Studies of institutional problems in marketing and transport have increased our understanding of this important component of a nation’s economy. This literature makes a distinction between corruption that facilitates transactions (“grease”) and corruption that impedes transactions (“sand”).

Sand in the wheels

One study suggests that uncertainty related to inland transport times is more deleterious to exports than are the delays driven by the process of obtaining proper documents in ports. In fact, a one-day extension of “inland transit time” seems to be associated with a 13 percent reduction in exports. Unlike port delays, in which case trucking firms are dealing with a small and reasonably stable set of inspectors, the situation along several thousand kilometres of roads entails constant interference from an unpredictable group of officials representing customs bureaus, police, army security guards, and truckers’ unions. Here, unlike payments to expedite processing, a truck on a long-haul trip is out of the control of the exporter or the importer. This corruption introduces unwanted “sand” into the African food system.

Recent research for USAID’s West Africa Trade Hub on bribes and delays along the transport corridors of West Africa reveals exactly what is at stake. Corruption strips out income that could go to farmers, thereby reducing farm-gate prices. This serves to reduce net returns to specific crops and discourages production. These suppressed prices then distort cropping choices away from crops intended for urban markets or for export. Additionally, delays at numerous check-points means that vegetables spend more time in transit under hot conditions and so spoilage is increased. Finally, the food crops that do manage to arrive at urban markets are more expensive than they would be without corruption. This happens because transport firms must charge more in order to cover the additional costs of bribes and delays along the way. Over the long run, each of these forms of “sand in the gears of commerce” poses a serious threat to the sustainability of agricultural systems in Africa. I draw on recent research concerning the implications of bribes and transit delays for onions, shea, and cashew.

One data set covered only legal trucks (1/3 of the total trucks on the corridor). Legal trucks are those with all of their licenses and certifications in good order. The non-legal trucks are “wildcat” operators who lack proper papers, are always over-weight, and whose trucks reveal serious mechanical and safety defects. The study showed that for the 1/3 of the trucks that are properly registered and certified, trucks hauling shea from Bamako, Mali (1,500 km to Accra, Ghana), and cashew from central Ghana to Accra (435 km), were exposed to corruption costs equal to 15-20% of total transport costs. A second study covered both legal and illegal trucks hauling onions from Madaoua, Niger to Accra, Ghana (1,994 km). Here, corruption costs are almost 30% of total transport costs.

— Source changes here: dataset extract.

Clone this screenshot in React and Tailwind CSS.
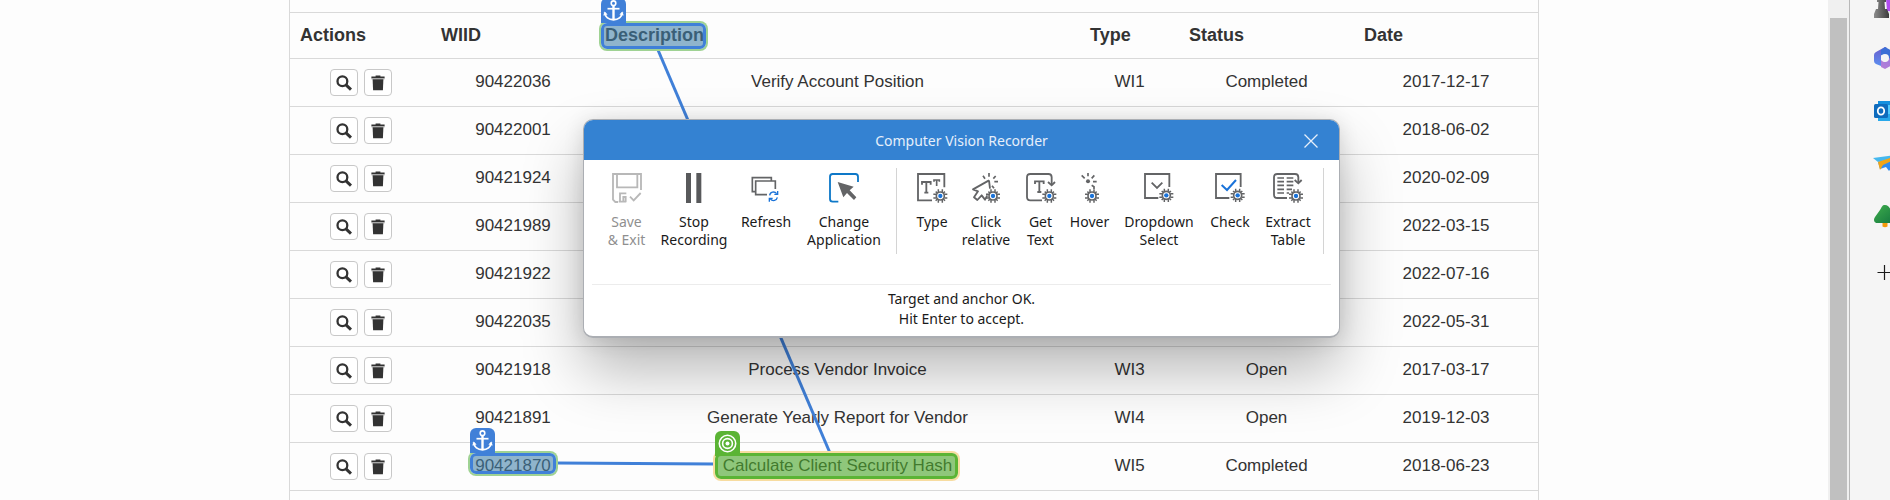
import React from "react";

const rows = [
  { id: "90422036", description: "Verify Account Position", type: "WI1", status: "Completed", date: "2017-12-17" },
  { id: "90422001", description: "", type: "", status: "", date: "2018-06-02" },
  { id: "90421924", description: "", type: "", status: "", date: "2020-02-09" },
  { id: "90421989", description: "", type: "", status: "", date: "2022-03-15" },
  { id: "90421922", description: "", type: "", status: "", date: "2022-07-16" },
  { id: "90422035", description: "", type: "", status: "", date: "2022-05-31" },
  { id: "90421918", description: "Process Vendor Invoice", type: "WI3", status: "Open", date: "2017-03-17" },
  { id: "90421891", description: "Generate Yearly Report for Vendor", type: "WI4", status: "Open", date: "2019-12-03" },
  { id: "90421870", description: "Calculate Client Security Hash", type: "WI5", status: "Completed", date: "2018-06-23" },
];

const columns = [
  { name: "Actions", width: "w-[141px]" },
  { name: "WIID", width: "w-[164px]" },
  { name: "Description", width: "w-auto" },
  { name: "Type", width: "w-[99px]" },
  { name: "Status", width: "w-[175px]" },
  { name: "Date", width: "w-[184px]" },
];

/* ---------- table ---------- */

function SearchIcon() {
  return (
    <svg className="h-4 w-4" viewBox="0 0 16 16" fill="none" stroke="#333" aria-hidden="true">
      <circle cx="6.4" cy="6.2" r="4.9" strokeWidth="2.3" />
      <path d="M10 9.8 15 14.6" strokeWidth="3" />
    </svg>
  );
}

function TrashIcon() {
  return (
    <svg className="h-4 w-4" viewBox="0 0 16 16" fill="#333" aria-hidden="true">
      <path d="M5.6 1.6V.4h4.8v1.2h4.2v1.7H1.4V1.6z" />
      <path d="M1.4 3.3h13.2v1H1.4z" fill="#9a9a9a" />
      <path d="M2.6 4.3h10.800l-.5 10.900H3.100z" />
    </svg>
  );
}

function RowButton({ label, children }) {
  return (
    <button
      type="button"
      aria-label={label}
      className="flex h-[27px] w-7 items-center justify-center rounded border border-[#c8c8c8] bg-white"
    >
      {children}
    </button>
  );
}

function WorkItemsTable() {
  return (
    <table className="w-full table-fixed border-collapse text-[#333]">
      <colgroup>
        {columns.map((c) => (
          <col key={c.name} className={c.width} />
        ))}
      </colgroup>
      <thead className="text-lg leading-[25px]">
        <tr className="border-y border-[#d9d9d9]">
          {columns.map((c) => (
            <th key={c.name} scope="col" className="px-2.5 py-2.5 text-left font-bold">
              {c.name}
            </th>
          ))}
        </tr>
      </thead>
      <tbody>
        {rows.map((r) => (
          <tr key={r.id} className="border-b border-[#d9d9d9] text-center align-top">
            <td className="py-2.5">
              <div className="flex justify-center gap-1.5">
                <RowButton label={"View " + r.id}>
                  <SearchIcon />
                </RowButton>
                <RowButton label={"Delete " + r.id}>
                  <TrashIcon />
                </RowButton>
              </div>
            </td>
            <td className="py-2.5">{r.id}</td>
            <td className="py-2.5">{r.description}</td>
            <td className="py-2.5">{r.type}</td>
            <td className="py-2.5">{r.status}</td>
            <td className="py-2.5">{r.date}</td>
          </tr>
        ))}
      </tbody>
    </table>
  );
}

/* ---------- target and anchor markers ---------- */

function AnchorGlyph() {
  return (
    <svg className="h-[25px] w-[25px]" viewBox="0 0 25 25" fill="none" stroke="#fff" aria-hidden="true">
      <circle cx="12.5" cy="5.2" r="2.3" strokeWidth="1.6" />
      <path d="M12.5 7.5V22" strokeWidth="2.4" />
      <path d="M6.5 10.7h12" strokeWidth="1.7" />
      <path d="M3.6 14.5c.6 4.6 4.2 7.3 8.9 7.3s8.300-2.700 8.900-7.300" strokeWidth="1.9" />
      <path d="M2.300 17.500 3.600 13.500 6.600 16.500zM22.700 17.500 21.400 13.500 18.400 16.500z" fill="#fff" stroke="none" />
    </svg>
  );
}

function TargetGlyph() {
  return (
    <svg className="h-[25px] w-[25px]" viewBox="0 0 25 25" fill="none" stroke="#fff" strokeWidth="1.6" aria-hidden="true">
      <circle cx="12.5" cy="12.5" r="8.2" />
      <circle cx="12.5" cy="12.5" r="4.9" />
      <circle cx="12.5" cy="12.5" r="2" fill="#fff" stroke="none" />
    </svg>
  );
}

function Markers() {
  return (
    <div className="pointer-events-none absolute inset-0" aria-hidden="true">
      <svg className="absolute inset-0 h-full w-full" stroke="#4080d8" strokeWidth="3">
        <line x1="368" y1="50" x2="540" y2="453" />
        <line x1="267" y1="463" x2="424" y2="464" />
      </svg>

      <div className="absolute left-[311px] top-[23px] h-[26px] w-[105px] rounded-md border-[3px] border-[#4080d8] bg-[#3f80a9]/58 ring-2 ring-[#9fd293]" />
      <div className="absolute left-[311px] top-[-2px] rounded-t-md bg-[#4080d8]">
        <AnchorGlyph />
      </div>

      <div className="absolute left-[180px] top-[453px] h-[21px] w-[86px] rounded-md border-[3px] border-[#4080d8] bg-[#3f80a9]/58 ring-2 ring-[#9fd293]" />
      <div className="absolute left-[180px] top-[428px] rounded-t-md bg-[#4080d8]">
        <AnchorGlyph />
      </div>

      <div className="absolute left-[425px] top-[453px] h-[26px] w-[243px] rounded-md border-[3px] border-[#5bb435] bg-[#4ca62c]/62 ring-2 ring-[#f7dca0]" />
      <div className="absolute left-[425px] top-[431px] rounded-t-md bg-[#5bb435]">
        <TargetGlyph />
      </div>
    </div>
  );
}

/* ---------- recorder icons, drawn on a 90 unit grid ---------- */

function ToolIcon({ children }) {
  return (
    <svg className="h-[30px] w-[30px] overflow-visible" viewBox="0 0 90 90" fill="none" stroke="#636466" strokeWidth="5.5" aria-hidden="true">
      {children}
    </svg>
  );
}

function Gear({ x, y }) {
  return (
    <g transform={"translate(" + x + " " + y + ")"}>
      <path
        d="M-6 -20V-11M6 -20V-11M-6 20V11M6 20V11M-21 -5H-12M-21 6H-12M21 -5H12M21 6H12M-14 -13-9 -9M14 -13 9 -9M-14 14-9 9M14 14 9 9"
        strokeWidth="4.5"
      />
      <circle r="12" fill="#fff" strokeWidth="5" />
      <circle r="6.5" fill="#1a73d9" stroke="none" />
    </g>
  );
}

function BigT({ x, y }) {
  return (
    <g transform={"translate(" + x + " " + y + ")"}>
      <path d="M2 10V2H28V10M15 2V34M9 34H21" />
    </g>
  );
}

const SaveIcon = () => (
  <ToolIcon>
    <g stroke="#b8b8b8">
      <path d="M87 51V3H3V80L10 87H18M15 3V43H76V3" />
      <path d="M24 88V61H43M34 88V72H41V88M20 86H42" />
      <path d="M54 71 65 82 86 60" />
    </g>
  </ToolIcon>
);

const PauseIcon = () => (
  <ToolIcon>
    <path d="M21 0H36V90H21zM52 0H67V90H52z" fill="#58595b" stroke="none" />
  </ToolIcon>
);

const RefreshIcon = () => (
  <ToolIcon>
    <path d="M12 56H4V14H61V22M48 65H14V24H73V48" strokeWidth="5" />
    <g stroke="#1a73d9" strokeWidth="4">
      <path d="M56 67C57 57 70 53 77 62M79 73C77 83 65 86 58 78" />
      <path d="M80 54V64H70M55 86V76H65" />
    </g>
  </ToolIcon>
);

const ChangeAppIcon = () => (
  <ToolIcon>
    <path d="M87 27V11Q87 3 79 3H11Q3 3 3 11V78Q3 86 11 86H28" stroke="#0e78c8" />
    <path d="M26 27 74 41 62 52 82 73 75 81 54 60 43 73z" fill="#636466" stroke="none" />
  </ToolIcon>
);

const TypeIcon = () => (
  <ToolIcon>
    <path d="M45 82H3V3H82V43" />
    <BigT x={13} y={25} />
    <path d="M51 26V21H67V26M59 21V39" strokeWidth="5" />
    <Gear x={70} y={69} />
  </ToolIcon>
);

const ClickRelativeIcon = () => (
  <ToolIcon>
    <path d="M54 22 6 49 21 55 9 73 19 81 32 67 42 80 49 67M54 22 57 47" strokeLinejoin="round" />
    <path d="M54 0V11M36 8 42 17M74 9 67 17M70 26H81M63 38 69 46" strokeWidth="5" />
    <Gear x={66} y={69} />
  </ToolIcon>
);

const GetTextIcon = () => (
  <ToolIcon>
    <path d="M48 82H13Q3 82 3 72V13Q3 3 13 3H67Q77 3 77 13V34" />
    <path d="M66 27 77 37 87 27" />
    <BigT x={25} y={23} />
    <Gear x={70} y={69} />
  </ToolIcon>
);

const HoverIcon = () => (
  <ToolIcon>
    <circle cx="39" cy="25" r="6" fill="#636466" stroke="none" />
    <path d="M39 0V10M20 7 29 16M58 7 50 16M54 26H65M50 37 57 41V48" strokeWidth="5" />
    <Gear x={51} y={69} />
  </ToolIcon>
);

const DropdownIcon = () => (
  <ToolIcon>
    <path d="M43 75H3V3H76V42" />
    <path d="M23 29 39 45 55 29" />
    <Gear x={67} y={67} />
  </ToolIcon>
);

const CheckIcon = () => (
  <ToolIcon>
    <path d="M43 75H3V3H77V42" />
    <path d="M20 36 36 51 63 21" stroke="#1a73d9" strokeWidth="6" />
    <Gear x={68} y={67} />
  </ToolIcon>
);

const ExtractIcon = () => (
  <ToolIcon>
    <path d="M42 75H13Q3 75 3 65V13Q3 3 13 3H66Q76 3 76 13V30" />
    <path d="M65 21 76 31 86 21" />
    <path
      d="M13 15H33M41 15H61M13 26H33M41 26H61M13 37H33M41 37H61M13 49H33M41 49H57M13 60H33M41 60H48"
      strokeWidth="5"
    />
    <Gear x={69} y={69} />
  </ToolIcon>
);

/* ---------- recorder window ---------- */

function Tool({ icon: Icon, lines, width, disabled }) {
  return (
    <button
      type="button"
      disabled={disabled}
      className={"flex shrink-0 flex-col items-center gap-2.5 text-[#1a1a1a] disabled:text-[#8f8f8f] " + width}
    >
      <Icon />
      <span className="block whitespace-nowrap text-center leading-[18px]">
        {lines.map((l) => (
          <span key={l} className="block">
            {l}
          </span>
        ))}
      </span>
    </button>
  );
}

function Recorder() {
  return (
    <section
      aria-label="Computer Vision Recorder"
      className="absolute left-[293px] top-[119px] w-[757px] overflow-hidden rounded-[10px] border border-b-2 border-[#abaeb3] bg-white font-['Noto_Sans','Open_Sans',sans-serif] text-sm shadow-[0_32px_60px_rgba(0,0,0,0.28),0_2px_20px_rgba(0,0,0,0.12)]"
    >
      <header className="grid h-10 grid-cols-[1fr_auto_1fr] items-center bg-[#3482d2] pt-0.5 text-[#e6effa]">
        <h1 className="col-start-2">Computer Vision Recorder</h1>
        <button type="button" aria-label="Close" className="mr-5 justify-self-end">
          <svg className="h-4 w-4" viewBox="0 0 16 16" stroke="currentColor" strokeWidth="1.3" aria-hidden="true">
            <path d="M1.5 1.5 14.5 14.5M14.5 1.5 1.5 14.5" />
          </svg>
        </button>
      </header>

      <div className="flex h-[94px] items-stretch pl-[17px] pt-2">
        <div className="flex items-start pt-[5px]">
          <Tool icon={SaveIcon} lines={["Save", "& Exit"]} width="w-[51px]" disabled />
          <Tool icon={PauseIcon} lines={["Stop", "Recording"]} width="w-[84px]" />
          <Tool icon={RefreshIcon} lines={["Refresh"]} width="w-[60px]" />
          <Tool icon={ChangeAppIcon} lines={["Change", "Application"]} width="w-[96px]" />
        </div>
        <div className="ml-1 w-px bg-[#d4d4d4]" />
        <div className="flex items-start pl-2.5 pt-[5px]">
          <Tool icon={TypeIcon} lines={["Type"]} width="w-[50px]" />
          <Tool icon={ClickRelativeIcon} lines={["Click", "relative"]} width="w-[58px]" />
          <Tool icon={GetTextIcon} lines={["Get", "Text"]} width="w-[51px]" />
          <Tool icon={HoverIcon} lines={["Hover"]} width="w-[47px]" />
          <Tool icon={DropdownIcon} lines={["Dropdown", "Select"]} width="w-[92px]" />
          <Tool icon={CheckIcon} lines={["Check"]} width="w-[50px]" />
          <Tool icon={ExtractIcon} lines={["Extract", "Table"]} width="w-[66px]" />
        </div>
        <div className="ml-0.5 w-px bg-[#d4d4d4]" />
      </div>

      <p className="mx-2 mt-[30px] border-t border-[#ececec] pb-[7px] pt-1 text-center leading-5 text-[#1a1a1a]">
        Target and anchor OK.
        <br />
        Hit Enter to accept.
      </p>
    </section>
  );
}

/* ---------- browser edge ---------- */

function SideLink({ label, children }) {
  return (
    <a href="#" aria-label={label} className="block shrink-0">
      <svg className="h-[22px] w-[22px] overflow-visible" viewBox="0 0 22 22" aria-hidden="true">
        {children}
      </svg>
    </a>
  );
}

function Sidebar() {
  return (
    <nav
      aria-label="Browser sidebar"
      className="flex w-[41px] shrink-0 flex-col gap-[31px] overflow-hidden border-l border-[#b8b8b8] bg-[#f5f5f5] pl-6"
    >
      <div className="-mt-1.5">
        <SideLink label="Games">
          <defs>
            <linearGradient id="pawn" x1="0" x2="1">
              <stop offset="0" stopColor="#8c8c8c" />
              <stop offset="1" stopColor="#3c3c3c" />
            </linearGradient>
          </defs>
          <path d="M12 4h10v14l-9-1z" fill="#b04cf0" />
          <path d="M3 4h9v4H10.5l.5 7h2l2 5v4H0v-4l2-5h2l.5-7H3z" fill="url(#pawn)" />
        </SideLink>
      </div>
      <SideLink label="Microsoft 365">
        <defs>
          <linearGradient id="suiteLeft" x1="0" y1="0" x2="0" y2="1">
            <stop offset="0" stopColor="#6a5ccc" />
            <stop offset="1" stopColor="#5b8ff0" />
          </linearGradient>
          <linearGradient id="suiteBase" x1="0" y1="1" x2="1" y2="0">
            <stop offset="0" stopColor="#b57fd6" />
            <stop offset="1" stopColor="#9a78e0" />
          </linearGradient>
        </defs>
        <path d="M11 0 2 5Q0 6 0 8V14Q0 16 2 17L7 19V8L13 5V1z" fill="url(#suiteLeft)" />
        <path d="M11 0 20 5Q22 6 22 8V15L7 8V3z" fill="#3c6fd6" />
        <path d="M7 13V20L11 22 20 17Q22 16 22 14V8L16 11 11 15z" fill="url(#suiteBase)" />
        <circle cx="11" cy="11" r="4" fill="#f5f5f5" />
      </SideLink>
      <SideLink label="Outlook">
        <path d="M4 1h18v20H4z" fill="#28a8ea" />
        <path d="M4 1h18v4H4z" fill="#1490df" />
        <path d="M14 5h8v9h-8z" fill="#50c8fa" />
        <rect x="0" y="4" width="14" height="14" rx="1.5" fill="#0f6cbd" />
        <ellipse cx="7" cy="11" rx="3.2" ry="3.6" fill="none" stroke="#fff" strokeWidth="1.8" />
      </SideLink>
      <SideLink label="Drop">
        <path d="M4 9 22 3V17L18 14 15 18 12 14 6 16z" fill="#2f8cf0" />
        <path d="M-1 5 22 2V4L4 9z" fill="#45b8ee" />
        <path d="M4 9 22 3V6L9 12 6 17z" fill="#f2a516" />
      </SideLink>
      <SideLink label="Browser essentials">
        <defs>
          <linearGradient id="tree" x1="0" y1="0" x2="1" y2="1">
            <stop offset="0" stopColor="#3fae4c" />
            <stop offset="1" stopColor="#13753f" />
          </linearGradient>
        </defs>
        <path d="M8.5 15h5v5.5q-2.500 1.500-5 0z" fill="#f59a0a" />
        <path d="M11 -1C14 -1 15 1 17 4L21 11C23 14 21 17 18 17H4C0 17-1 14 1 11L6 4C8 1 8 -1 11 -1Z" fill="url(#tree)" />
      </SideLink>
      <SideLink label="Customize">
        <path d="M3.5 13.5H19M10.5 6V21" stroke="#1b1b1b" strokeWidth="1.2" />
      </SideLink>
    </nav>
  );
}

export default function App() {
  return (
    <div className="flex h-screen overflow-hidden bg-[#fdfdfd] font-['Liberation_Sans',Arial,sans-serif] text-[17px] leading-[25px]">
      <main className="min-w-0 flex-1">
        <div className="relative mx-auto min-h-full max-w-[1250px] border-x border-[#d9d9d9] pt-3">
          <WorkItemsTable />
          <Markers />
          <Recorder />
        </div>
      </main>
      <div className="w-[21px] shrink-0 bg-[#f0f0f0] px-0.5 pt-[18px]">
        <div className="h-full bg-[#c0c0c0]" />
      </div>
      <Sidebar />
    </div>
  );
}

The research suggests that a 10% reduction in total transport costs — actual costs plus corruption costs along each corridor — could yield price increases to farmers of 12-13% for onions, 2% for cashews, and 12% for shea. The low price premium for eliminating corruption in the cashew transport system in Ghana reflects the shorter distances involved (less scope for delays and bribes at fewer check-points), plus a slightly less aggressive level of bribes in Ghana.

Stripping economic value

It is clear that corruption and other problems in the transport sector strip economic value out of the agricultural sector—for the export terminal at Tema, Ghana for shea and cashew, and the urban onion market in Accra.  As above, with economic returns to agriculture suppressed in this manner, the net profitability of these commodities is undermined.  When net returns are suppressed, investment is postponed or forsaken entirely, yields fall, net returns suffer yet another blow, and farmers are caught in a cycle of falling productivity, reduced critical mass of tradable production, and perhaps even higher costs to arrange shipments.  Shea trees become vulnerable to clearance for cotton or other crops.  Cashew gives way to other enterprises.  Onion cultivation ceases and the land reverts back to desert.

African agriculture receives considerable attention from the international donor community. Prominent in that attention is concern for increasing yields, adopting GMO crops, using more fertiliser, and rehabilitating defunct irrigation systems. Sometimes, extension programs deliver necessary assistance. Notice that none of these initiatives pays attention to the price farmers receive for their product. If someone told an African farmer that tomorrow he might be able to receive a price increase of, perhaps 10-15% for his production, he would be quite pleased. When he was also told that he would not have to do anything in order to receive this generous bonus, his interest would be seriously enhanced. Then, if someone would tell the millions of customers of the crowded urban food markets of Accra, Lomé, Cotonou, Abidjan, Ouagadougou, Bamako, and Ndjamena that tomorrow there would be more produce on offer, and at a lower price, they would be pleasantly surprised.

The money is there to accomplish these goals—it merely needs to be re-directed away from the current system which haunts and terrorises the transport corridors of West Africa. It is time to get the “sand” out of the gears of the West African food system.